## [Data extracted from a collection]
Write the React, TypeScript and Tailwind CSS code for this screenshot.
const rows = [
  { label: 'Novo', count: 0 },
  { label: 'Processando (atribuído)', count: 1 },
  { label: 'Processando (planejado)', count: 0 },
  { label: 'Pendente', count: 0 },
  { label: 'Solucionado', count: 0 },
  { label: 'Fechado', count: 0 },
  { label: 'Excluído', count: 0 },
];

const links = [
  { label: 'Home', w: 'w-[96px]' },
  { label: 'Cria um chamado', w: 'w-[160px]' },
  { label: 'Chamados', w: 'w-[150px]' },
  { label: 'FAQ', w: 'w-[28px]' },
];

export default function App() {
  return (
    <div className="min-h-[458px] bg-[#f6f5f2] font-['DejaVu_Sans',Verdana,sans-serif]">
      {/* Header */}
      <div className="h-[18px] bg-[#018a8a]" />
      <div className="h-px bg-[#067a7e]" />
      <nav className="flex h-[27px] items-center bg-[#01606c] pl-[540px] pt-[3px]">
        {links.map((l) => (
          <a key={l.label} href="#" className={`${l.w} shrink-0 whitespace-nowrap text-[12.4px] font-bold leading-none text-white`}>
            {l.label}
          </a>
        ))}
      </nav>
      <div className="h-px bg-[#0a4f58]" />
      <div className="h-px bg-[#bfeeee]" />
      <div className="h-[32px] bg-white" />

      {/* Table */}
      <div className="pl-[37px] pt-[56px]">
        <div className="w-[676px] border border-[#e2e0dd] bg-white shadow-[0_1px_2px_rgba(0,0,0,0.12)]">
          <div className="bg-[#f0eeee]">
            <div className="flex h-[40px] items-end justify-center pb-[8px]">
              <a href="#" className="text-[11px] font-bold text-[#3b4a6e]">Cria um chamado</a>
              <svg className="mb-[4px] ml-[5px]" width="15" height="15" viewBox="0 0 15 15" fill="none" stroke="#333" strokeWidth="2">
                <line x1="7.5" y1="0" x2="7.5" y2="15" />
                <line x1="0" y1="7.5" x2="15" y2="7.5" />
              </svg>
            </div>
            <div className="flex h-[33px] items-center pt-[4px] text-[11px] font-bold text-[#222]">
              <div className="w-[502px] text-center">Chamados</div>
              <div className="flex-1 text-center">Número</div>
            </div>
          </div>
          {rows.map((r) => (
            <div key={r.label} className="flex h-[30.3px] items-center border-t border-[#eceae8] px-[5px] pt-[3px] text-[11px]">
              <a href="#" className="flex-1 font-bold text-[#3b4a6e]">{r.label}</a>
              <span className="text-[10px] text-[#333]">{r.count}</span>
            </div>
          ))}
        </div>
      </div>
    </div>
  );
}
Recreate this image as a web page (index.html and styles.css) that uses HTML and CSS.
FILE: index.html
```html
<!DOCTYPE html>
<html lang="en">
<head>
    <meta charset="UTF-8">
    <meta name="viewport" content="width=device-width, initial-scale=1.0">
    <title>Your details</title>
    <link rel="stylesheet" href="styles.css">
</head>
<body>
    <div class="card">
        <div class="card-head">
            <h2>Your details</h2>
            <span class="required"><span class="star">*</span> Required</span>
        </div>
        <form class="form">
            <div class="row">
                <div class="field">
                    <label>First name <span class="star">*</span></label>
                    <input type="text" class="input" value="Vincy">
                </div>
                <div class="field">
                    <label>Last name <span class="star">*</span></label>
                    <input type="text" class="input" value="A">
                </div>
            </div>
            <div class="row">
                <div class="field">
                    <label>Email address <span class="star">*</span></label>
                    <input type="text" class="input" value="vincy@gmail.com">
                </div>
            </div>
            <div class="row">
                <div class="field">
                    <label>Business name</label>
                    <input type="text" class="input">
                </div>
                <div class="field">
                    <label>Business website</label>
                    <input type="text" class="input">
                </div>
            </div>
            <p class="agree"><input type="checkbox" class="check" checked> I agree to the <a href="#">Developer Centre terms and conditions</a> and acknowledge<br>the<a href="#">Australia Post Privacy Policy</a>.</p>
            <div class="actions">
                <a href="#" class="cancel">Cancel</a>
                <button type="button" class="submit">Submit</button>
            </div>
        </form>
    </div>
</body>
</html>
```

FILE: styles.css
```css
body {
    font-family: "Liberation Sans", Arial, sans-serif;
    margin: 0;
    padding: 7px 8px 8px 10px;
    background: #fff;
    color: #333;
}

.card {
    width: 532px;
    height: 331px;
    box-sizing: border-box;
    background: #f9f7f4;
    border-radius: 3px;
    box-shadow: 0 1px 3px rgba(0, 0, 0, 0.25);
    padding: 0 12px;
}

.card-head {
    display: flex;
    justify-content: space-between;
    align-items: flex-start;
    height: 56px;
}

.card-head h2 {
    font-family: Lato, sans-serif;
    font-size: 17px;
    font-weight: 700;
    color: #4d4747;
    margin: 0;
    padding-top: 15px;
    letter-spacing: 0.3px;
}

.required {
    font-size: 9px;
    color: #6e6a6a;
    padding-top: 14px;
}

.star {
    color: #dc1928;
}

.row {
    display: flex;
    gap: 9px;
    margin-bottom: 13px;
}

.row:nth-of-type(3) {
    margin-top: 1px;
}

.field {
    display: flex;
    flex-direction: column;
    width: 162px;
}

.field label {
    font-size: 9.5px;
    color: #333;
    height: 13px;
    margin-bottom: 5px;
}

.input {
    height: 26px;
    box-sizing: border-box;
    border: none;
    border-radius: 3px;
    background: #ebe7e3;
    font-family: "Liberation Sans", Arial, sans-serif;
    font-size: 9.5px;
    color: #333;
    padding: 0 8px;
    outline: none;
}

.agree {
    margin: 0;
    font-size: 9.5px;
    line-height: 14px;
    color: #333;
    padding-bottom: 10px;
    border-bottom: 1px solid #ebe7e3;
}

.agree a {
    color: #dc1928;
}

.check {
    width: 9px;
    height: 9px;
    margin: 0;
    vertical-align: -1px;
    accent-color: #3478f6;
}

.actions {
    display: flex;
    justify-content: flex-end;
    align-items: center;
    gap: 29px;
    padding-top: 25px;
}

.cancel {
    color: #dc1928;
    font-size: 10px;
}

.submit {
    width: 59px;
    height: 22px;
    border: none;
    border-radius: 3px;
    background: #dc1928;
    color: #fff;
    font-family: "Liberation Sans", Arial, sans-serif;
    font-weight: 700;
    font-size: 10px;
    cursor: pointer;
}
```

## [Problem requirements]
Restate the whole listing exactly.

## [The solution]
Write the React, TypeScript and Tailwind CSS code for this screenshot.
const rows = [
  { label: 'Novo', count: 0 },
  { label: 'Processando (atribuído)', count: 1 },
  { label: 'Processando (planejado)', count: 0 },
  { label: 'Pendente', count: 0 },
  { label: 'Solucionado', count: 0 },
  { label: 'Fechado', count: 0 },
  { label: 'Excluído', count: 0 },
];

const links = [
  { label: 'Home', w: 'w-[96px]' },
  { label: 'Cria um chamado', w: 'w-[160px]' },
  { label: 'Chamados', w: 'w-[150px]' },
  { label: 'FAQ', w: 'w-[28px]' },
];

export default function App() {
  return (
    <div className="min-h-[458px] bg-[#f6f5f2] font-['DejaVu_Sans',Verdana,sans-serif]">
      {/* Header */}
      <div className="h-[18px] bg-[#018a8a]" />
      <div className="h-px bg-[#067a7e]" />
      <nav className="flex h-[27px] items-center bg-[#01606c] pl-[540px] pt-[3px]">
        {links.map((l) => (
          <a key={l.label} href="#" className={`${l.w} shrink-0 whitespace-nowrap text-[12.4px] font-bold leading-none text-white`}>
            {l.label}
          </a>
        ))}
      </nav>
      <div className="h-px bg-[#0a4f58]" />
      <div className="h-px bg-[#bfeeee]" />
      <div className="h-[32px] bg-white" />

      {/* Table */}
      <div className="pl-[37px] pt-[56px]">
        <div className="w-[676px] border border-[#e2e0dd] bg-white shadow-[0_1px_2px_rgba(0,0,0,0.12)]">
          <div className="bg-[#f0eeee]">
            <div className="flex h-[40px] items-end justify-center pb-[8px]">
              <a href="#" className="text-[11px] font-bold text-[#3b4a6e]">Cria um chamado</a>
              <svg className="mb-[4px] ml-[5px]" width="15" height="15" viewBox="0 0 15 15" fill="none" stroke="#333" strokeWidth="2">
                <line x1="7.5" y1="0" x2="7.5" y2="15" />
                <line x1="0" y1="7.5" x2="15" y2="7.5" />
              </svg>
            </div>
            <div className="flex h-[33px] items-center pt-[4px] text-[11px] font-bold text-[#222]">
              <div className="w-[502px] text-center">Chamados</div>
              <div className="flex-1 text-center">Número</div>
            </div>
          </div>
          {rows.map((r) => (
            <div key={r.label} className="flex h-[30.3px] items-center border-t border-[#eceae8] px-[5px] pt-[3px] text-[11px]">
              <a href="#" className="flex-1 font-bold text-[#3b4a6e]">{r.label}</a>
              <span className="text-[10px] text-[#333]">{r.count}</span>
            </div>
          ))}
        </div>
      </div>
    </div>
  );
}
Recreate this image as a web page (index.html and styles.css) that uses HTML and CSS.
FILE: index.html
```html
<!DOCTYPE html>
<html lang="en">
<head>
    <meta charset="UTF-8">
    <meta name="viewport" content="width=device-width, initial-scale=1.0">
    <title>Your details</title>
    <link rel="stylesheet" href="styles.css">
</head>
<body>
    <div class="card">
        <div class="card-head">
            <h2>Your details</h2>
            <span class="required"><span class="star">*</span> Required</span>
        </div>
        <form class="form">
            <div class="row">
                <div class="field">
                    <label>First name <span class="star">*</span></label>
                    <input type="text" class="input" value="Vincy">
                </div>
                <div class="field">
                    <label>Last name <span class="star">*</span></label>
                    <input type="text" class="input" value="A">
                </div>
            </div>
            <div class="row">
                <div class="field">
                    <label>Email address <span class="star">*</span></label>
                    <input type="text" class="input" value="vincy@gmail.com">
                </div>
            </div>
            <div class="row">
                <div class="field">
                    <label>Business name</label>
                    <input type="text" class="input">
                </div>
                <div class="field">
                    <label>Business website</label>
                    <input type="text" class="input">
                </div>
            </div>
            <p class="agree"><input type="checkbox" class="check" checked> I agree to the <a href="#">Developer Centre terms and conditions</a> and acknowledge<br>the<a href="#">Australia Post Privacy Policy</a>.</p>
            <div class="actions">
                <a href="#" class="cancel">Cancel</a>
                <button type="button" class="submit">Submit</button>
            </div>
        </form>
    </div>
</body>
</html>
```

FILE: styles.css
```css
body {
    font-family: "Liberation Sans", Arial, sans-serif;
    margin: 0;
    padding: 7px 8px 8px 10px;
    background: #fff;
    color: #333;
}

.card {
    width: 532px;
    height: 331px;
    box-sizing: border-box;
    background: #f9f7f4;
    border-radius: 3px;
    box-shadow: 0 1px 3px rgba(0, 0, 0, 0.25);
    padding: 0 12px;
}

.card-head {
    display: flex;
    justify-content: space-between;
    align-items: flex-start;
    height: 56px;
}

.card-head h2 {
    font-family: Lato, sans-serif;
    font-size: 17px;
    font-weight: 700;
    color: #4d4747;
    margin: 0;
    padding-top: 15px;
    letter-spacing: 0.3px;
}

.required {
    font-size: 9px;
    color: #6e6a6a;
    padding-top: 14px;
}

.star {
    color: #dc1928;
}

.row {
    display: flex;
    gap: 9px;
    margin-bottom: 13px;
}

.row:nth-of-type(3) {
    margin-top: 1px;
}

.field {
    display: flex;
    flex-direction: column;
    width: 162px;
}

.field label {
    font-size: 9.5px;
    color: #333;
    height: 13px;
    margin-bottom: 5px;
}

.input {
    height: 26px;
    box-sizing: border-box;
    border: none;
    border-radius: 3px;
    background: #ebe7e3;
    font-family: "Liberation Sans", Arial, sans-serif;
    font-size: 9.5px;
    color: #333;
    padding: 0 8px;
    outline: none;
}

.agree {
    margin: 0;
    font-size: 9.5px;
    line-height: 14px;
    color: #333;
    padding-bottom: 10px;
    border-bottom: 1px solid #ebe7e3;
}

.agree a {
    color: #dc1928;
}

.check {
    width: 9px;
    height: 9px;
    margin: 0;
    vertical-align: -1px;
    accent-color: #3478f6;
}

.actions {
    display: flex;
    justify-content: flex-end;
    align-items: center;
    gap: 29px;
    padding-top: 25px;
}

.cancel {
    color: #dc1928;
    font-size: 10px;
}

.submit {
    width: 59px;
    height: 22px;
    border: none;
    border-radius: 3px;
    background: #dc1928;
    color: #fff;
    font-family: "Liberation Sans", Arial, sans-serif;
    font-weight: 700;
    font-size: 10px;
    cursor: pointer;
}
```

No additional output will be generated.